Perlu Dibuktikan Kebenaran Penembakan Pelaku Pemerkosaan di JPO
Seharusnya pelumpuhan terhadap pelaku tidak berakibat hilangnya nyawa karena tewasnya pelaku
Penulis: Glery Lazuardi
Editor: Hendra Gunawan
Laporan Wartawan Tribunnews.com, Glery Lazuardi
TRIBUNNEWS.COM, JAKARTA - Julius Ibrani, Koordinator Bantuan Hukum YLBHI, menyesalkan penembakan, ITH (29), preman pelaku kekerasan disertai pemerkosaan terhadap RJ (23) di Jembatan Penyebrangan Orang (JPO), Lebak Bulus, Jakarta Selatan.
Dia menilai seharusnya pelumpuhan terhadap pelaku tidak berakibat hilangnya nyawa karena tewasnya pelaku maka penyelidikan kasus tersebut dihentikan.
"Ancaman harus dibuktikan, kasus(penembakan pelaku pemerkosaan di JPO) masih simpang siur. Jika ada serangan menggunakan golok maka dibenarkan pelumpuhan, namun kalau pelaku angkat tangan dan golok diletakan tak ada ancaman," tutur Julius saat dihubungi, Senin, (30/11/2015).
Peraturan Kapolri Nomor 8 Tahun 2009 Tentang Implementasi Prinsip dan Standar HAM dalam Penyelengaraan Tugas Polri diatur mengenai pelumpuhan terhadap pelaku kejahatan.

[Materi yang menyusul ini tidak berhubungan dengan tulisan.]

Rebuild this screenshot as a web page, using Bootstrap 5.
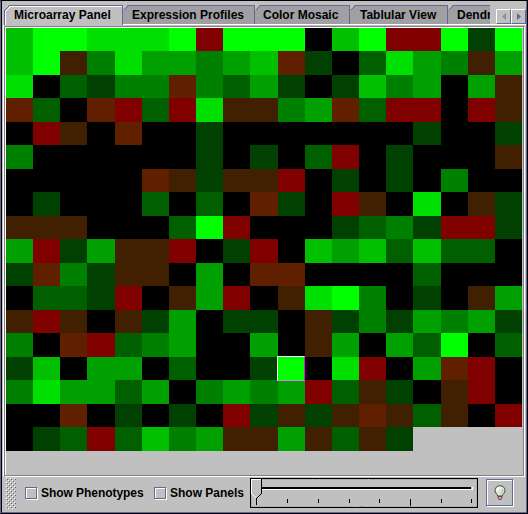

Menurut Julius, pelumpuhan bisa dilakukan dengan cara menembak pelaku dibagian yang tidak menyebabkan kematian.
"Itu dibenarkan jika pelaku membawa senjata tajam dan mengancam polisi. Namun pelumpuhan tidak seharusnya menewaskan pelaku. Bisa ditembak di paha atau kaki, jika ancaman menggunakan senjata api bisa ditembak ditangan," tambahnya.
Aparat Subdit Reserse Mobile (Resmob) Dit Reskrimum Polda Metro Jaya menembak dua kali di bagian dada ITH sehingga dia meninggal dunia. Penembakan dilakukan di Jalan Wijaya, Jakarta Selatan pada Jumat (27/11).